Saviano e la lotta all’illegalità. Non un simbolo, ma un ragazzo
Roberto Saviano vuole una vita. Vuole una casa, vuole innamorarsi, bere una birra in pubblico, andare in libreria e scegliersi un libro leggendo la quarta di copertina, vuole passeggiare, prendere il sole, camminare sotto la pioggia, incontrare senza paura e senza spaventarla la madre. Vuole vivere una vita normale questo ragazzo di 28 anni che una vita normale non avrà più, dopo il successo di un libro che ha fatto troppo parlare di sé.
C’è il bravo scrittore, c’è l’uomo diventato un simbolo della lotta alla criminalità, c’è la fierezza di un tipo onesto che è dalla parte del giusto, sa di esserlo, e descrive la realtà della sua terra. C’è il simbolo e poi c’è l’uomo, solo l’uomo, il ragazzo al quale ogni particolare di una vita spensierata è stato tolto e che per sopravvivere è costretto a fare la vita di un sorvegliato speciale.

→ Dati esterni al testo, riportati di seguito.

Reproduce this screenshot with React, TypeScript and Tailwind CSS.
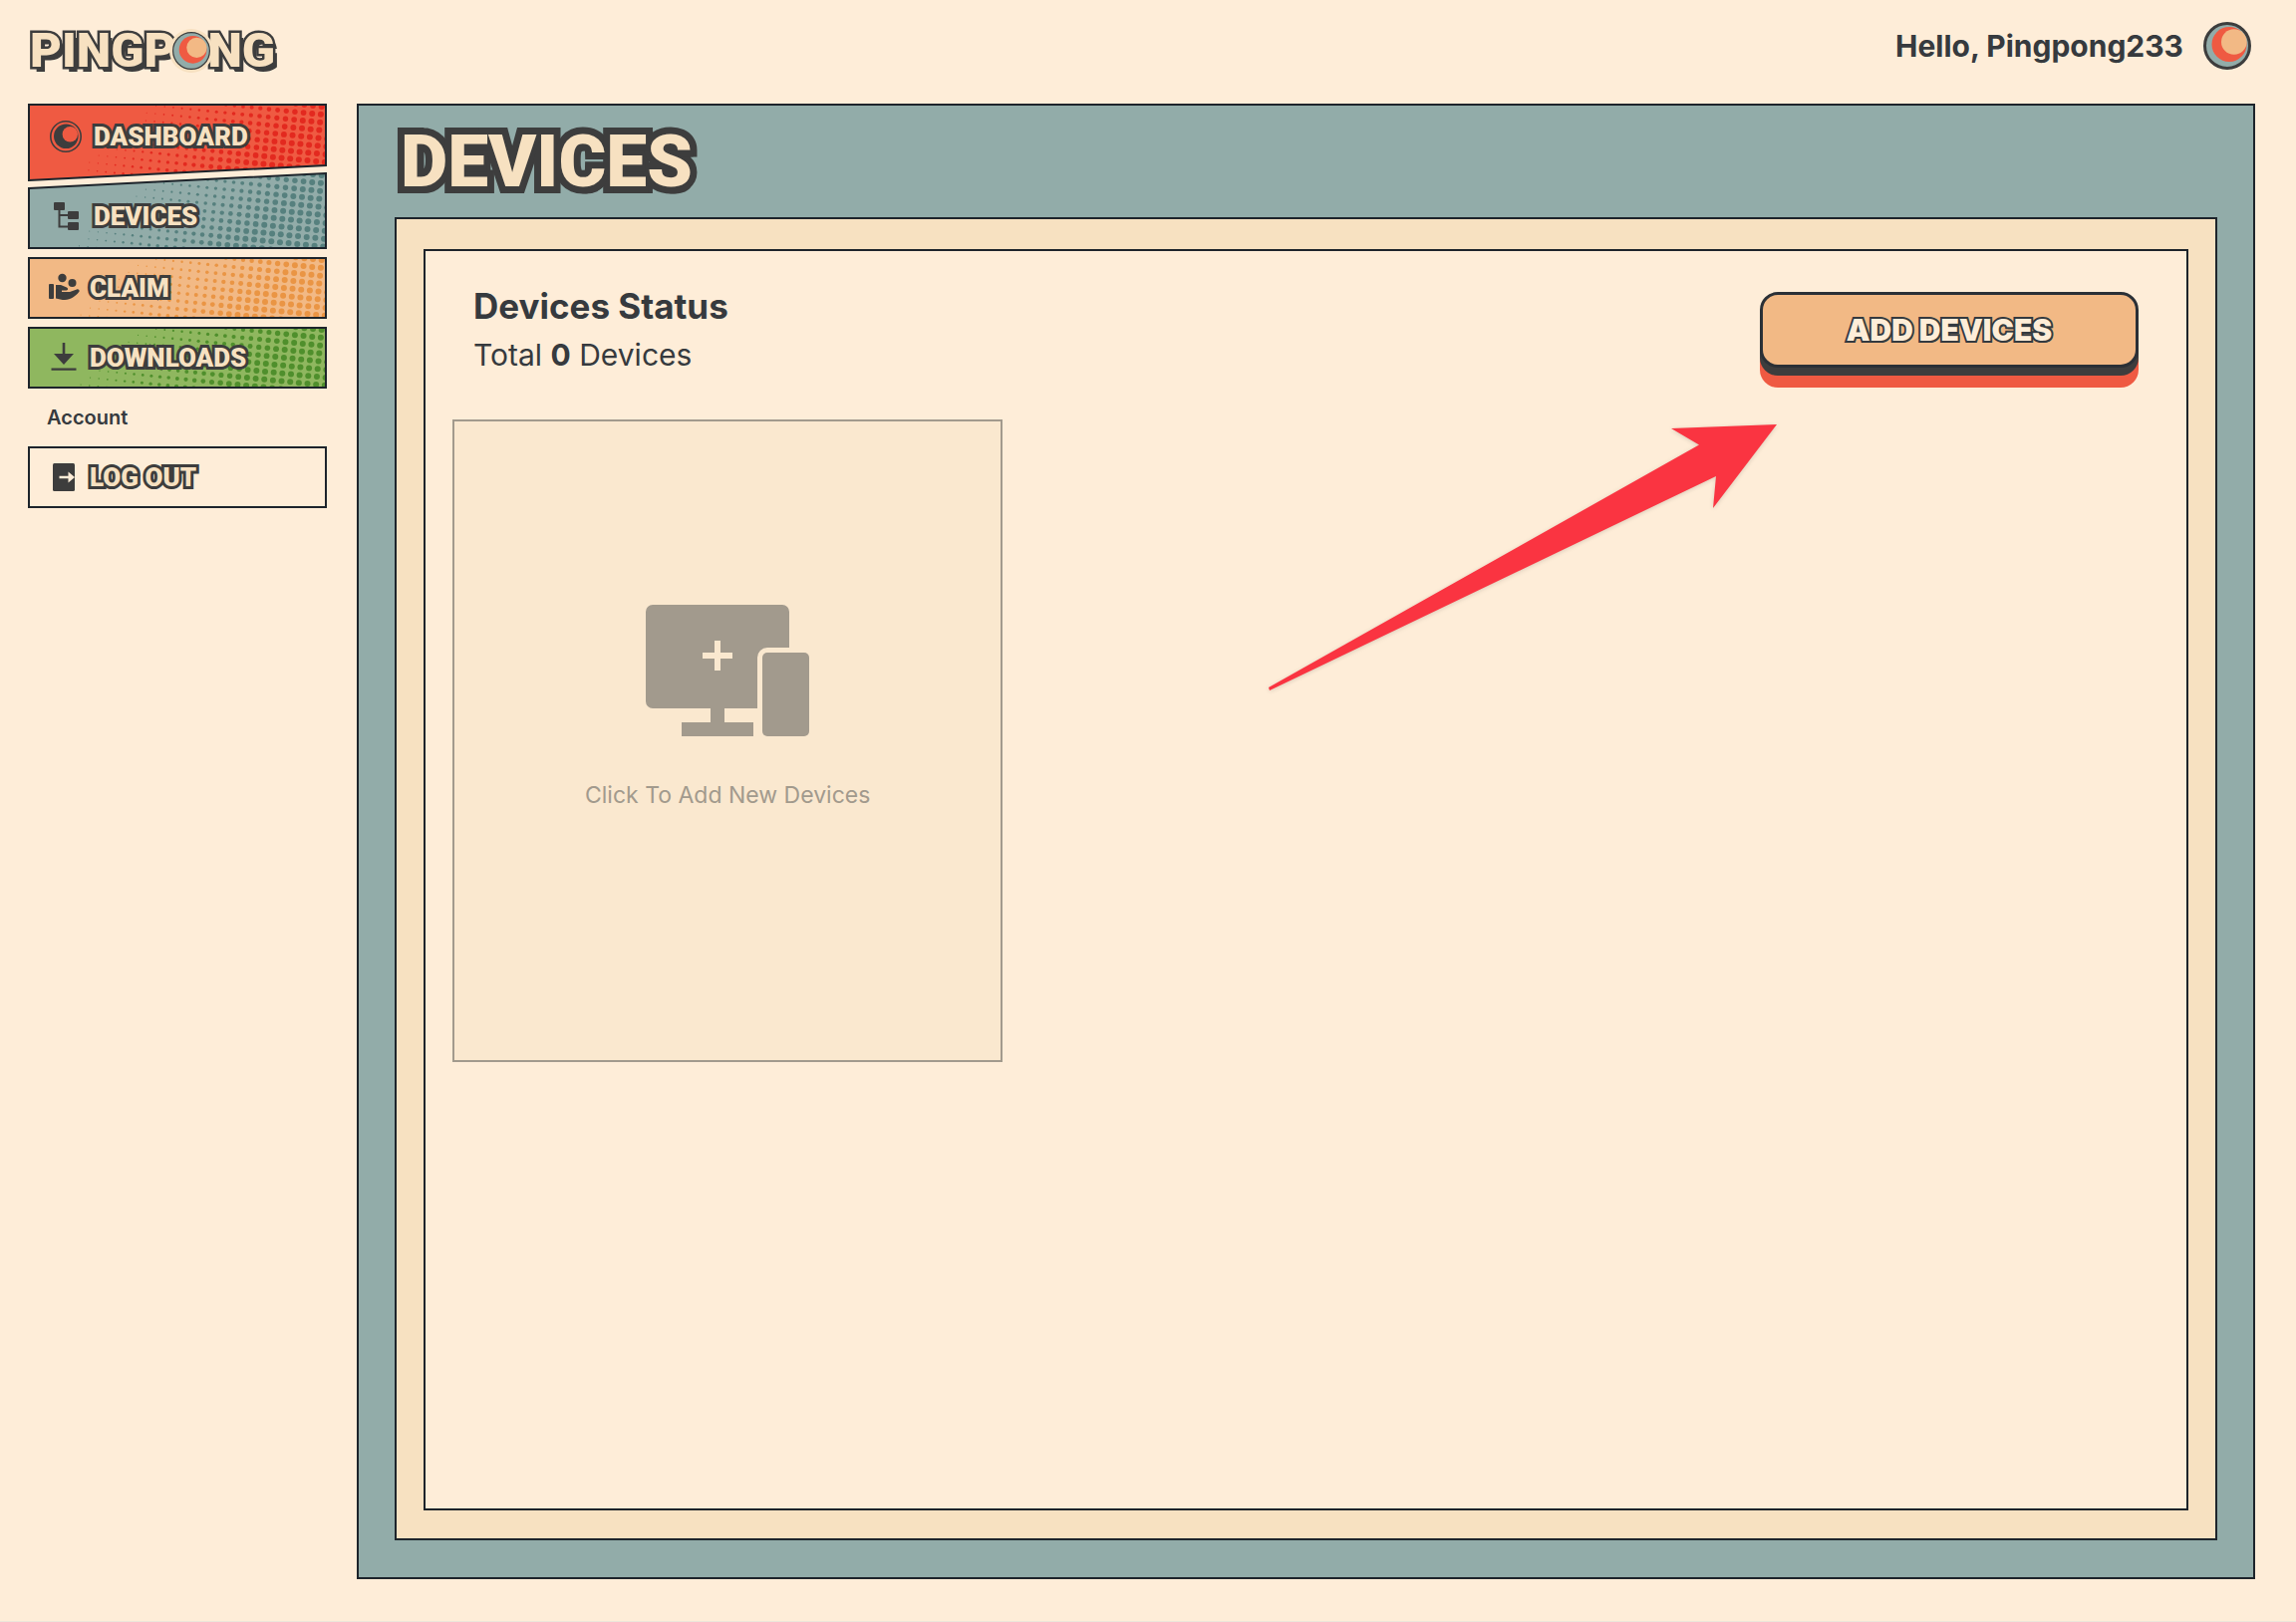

“Andrò via dall’Italia, almeno per un periodo e poi si vedrà…”, dice. “Penso di aver diritto a una pausa. Ho pensato, in questo tempo, che cedere alla tentazione di indietreggiare non fosse una gran buona idea, non fosse soprattutto intelligente. Ho creduto che fosse assai stupido – oltre che indecente – rinunciare a se stessi, lasciarsi piagare da uomini di niente, gente che disprezzi per quel che pensa, per come agisce, per come vive, per quel che è nella più intima delle fibre ma, in questo momento, non vedo alcuna ragione per ostinarmi a vivere in questo modo, come prigioniero di me stesso, del mio libro, del mio successo. ‘Fanculo il successo. Voglio una vita, ecco. Voglio una casa. Voglio innamorarmi, bere una birra in pubblico, andare in libreria e scegliermi un libro leggendo la quarta di copertina. Voglio passeggiare, prendere il sole, camminare sotto la pioggia, incontrare senza paura e senza spaventarla mia madre. Voglio avere intorno i miei amici e poter ridere e non dover parlare di me, sempre di me come se fossi un malato terminale e loro fossero alle prese con una visita noiosa eppure inevitabile. Cazzo, ho soltanto ventotto anni! E voglio ancora scrivere, scrivere, scrivere perché è quella la mia passione e la mia resistenza e io, per scrivere, ho bisogno di affondare le mani nella realtà, strofinarmela addosso, sentirne l’odore e il sudore e non vivere, come sterilizzato in una camera iperbarica, dentro una caserma dei carabinieri – oggi qui, domani lontano duecento chilometri – spostato come un pacco senza sapere che cosa è successo o può succedere. In uno stato di smarrimento e precarietà perenni che mi impedisce di pensare, di riflettere, di concentrarmi, quale che sia la cosa da fare. A volte mi sorprendo a pensare queste parole: rivoglio indietro la mia vita. Me le ripeto una a una, silenziosamente, tra me”.
Forse sì. Se Saviano andasse via dall’Italia – come qualcuno dice – si potrebbe pensare ad una sconfitta per la parte buona del paese. Ma da qui ad appellarsi a lui perché resti, perché non vada all’estero, passa il sottile filo della voglia di una vita normale. Il filo sottile di una esigenza umana e umanissima in un ragazzo come tanti. Se allontanarsi, anche solo per poco tempo, fosse ritrovare momenti di maggiore serenità, fosse poter passare un po’ di tempo a fare le cose di una volta, almeno alcune, non solo si potrebbe, ma si dovrebbe fare. Pazienza per una volta se il messaggio lanciato fosse interpretato come una resa: non di questo si tratta, ma di un semplice e sano realismo che intende restituire anche solo qualche momento di normalità ad una persona costretta suo malgrado a vivere sulle barricate, continuamente nel sospetto e nella paura. Roberto Saviano non è un simbolo. E’ un ragazzo. Lasciatelo andare dove si troverà meglio.